At the Edge of the World, a Classroom Begins
Why Askole Might Matter More Than any Policy Speech
This past week, jugnuu’s Jibran taught the first digital literacy class in Askole. If you don’t know Askole, it is the last village before the Baltoro Glacier in the Himalayas. It’s where every serious K2 expedition begins. From that point on, it’s rock, ice, and risk. Four of the world’s fourteen 8,000-meter peaks are accessed from there.
It is one of the most remote places in Pakistan. And that is exactly why this matters.
While people in big cities argue about AI replacing jobs, a group of students in Askole were being introduced to AI for the first time. They learned about basic computing. Canva. YouTube editing. How digital tools actually work. Practical exposure.

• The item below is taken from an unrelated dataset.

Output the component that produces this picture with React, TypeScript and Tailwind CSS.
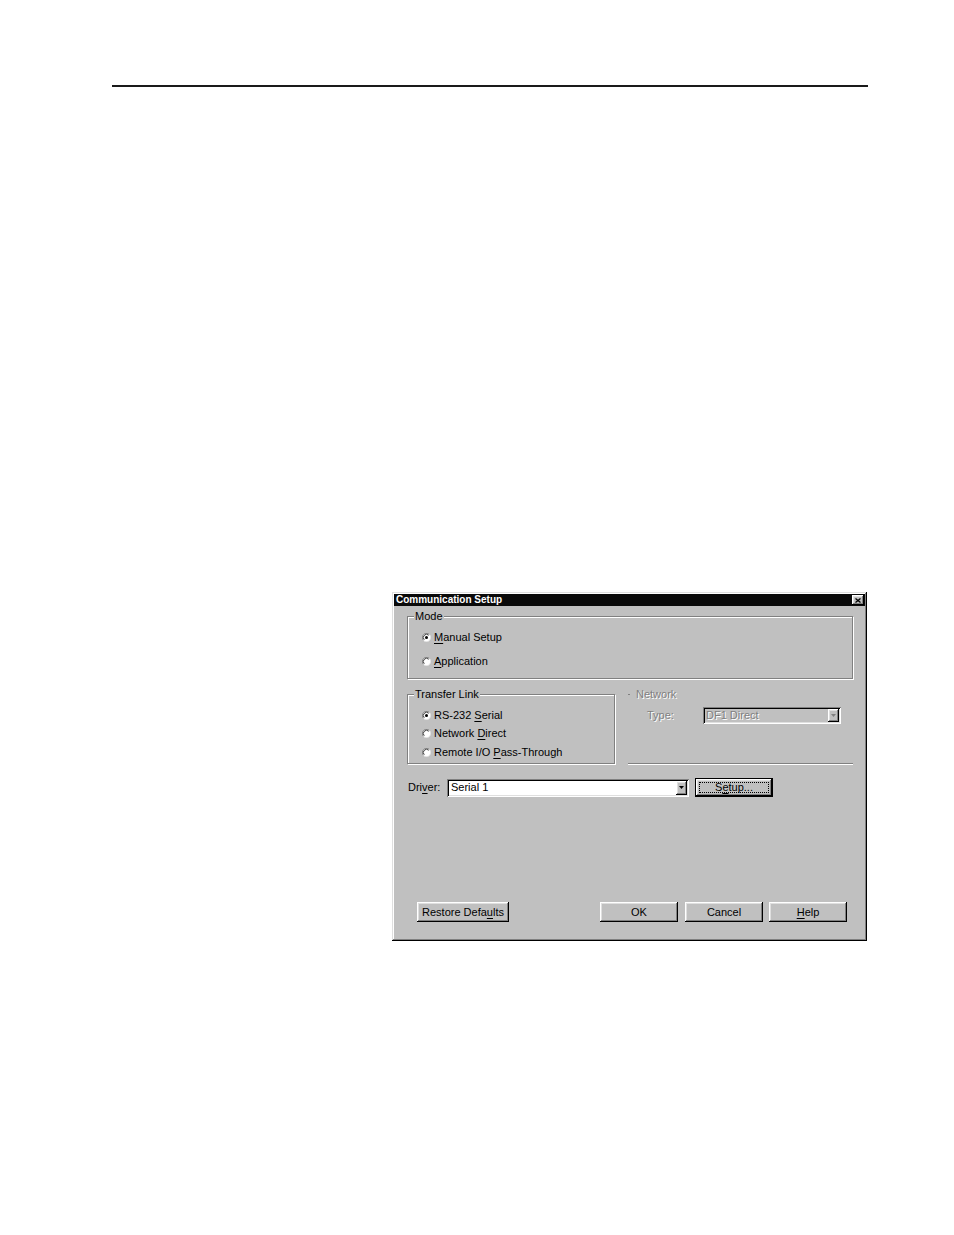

Ajay Banga, the President of the World Bank, recently spoke about the youth jobs gap and highlighted sectors with real potential in emerging markets: infrastructure, agriculture, tourism, healthcare, and local value-added manufacturing. Tourism stood out. It often creates the most jobs per dollar invested.
Askole already lives inside the tourism economy. Every climber to K2 passes through it. Porters, guides, logistics teams, camp operators. Yet most of the digital, branding, and financial value sits elsewhere. That gap exists because people in Askole lack access.
So the plan is simple.
Teach communication. Teach digital tools. Teach financial literacy. Train two or three students deeply enough that they can eventually teach others. Train the trainer and build local capacity instead of dependency.
Internet in Askole is unstable. So Jugnuu will adapt. Some classes through Google Meet. Some recorded. Some hybrid. This is not a polished tech campus. It is real-world constraint.
But here is the larger issue.
Pakistan’s youth face more than unemployment. There is social fragmentation. Trust in institutions is low. Economic frustration builds quietly. When young people feel disconnected from opportunity, that frustration does not disappear. It hardens.
Jugnuu’s answer is to provide practical skill and shared projects. When students sit together learning something useful, they are not arguing about sect or class. They are solving problems. That matters.
Jugnuu’s Askole campus is about leverage. If even a handful of students gain real digital literacy, they can manage bookings, handle expedition media, support local businesses, build online visibility for guesthouses, manage finances, or eventually create their own ventures.
Small inputs. Long-term shift. No grand claims. Just steady work. Sometimes development is not a policy paper. It is one laptop in a cold mountain village, turned on for the first time.
If you believe human capital matters, you already understand why this is important. And Jugnuu is just getting started.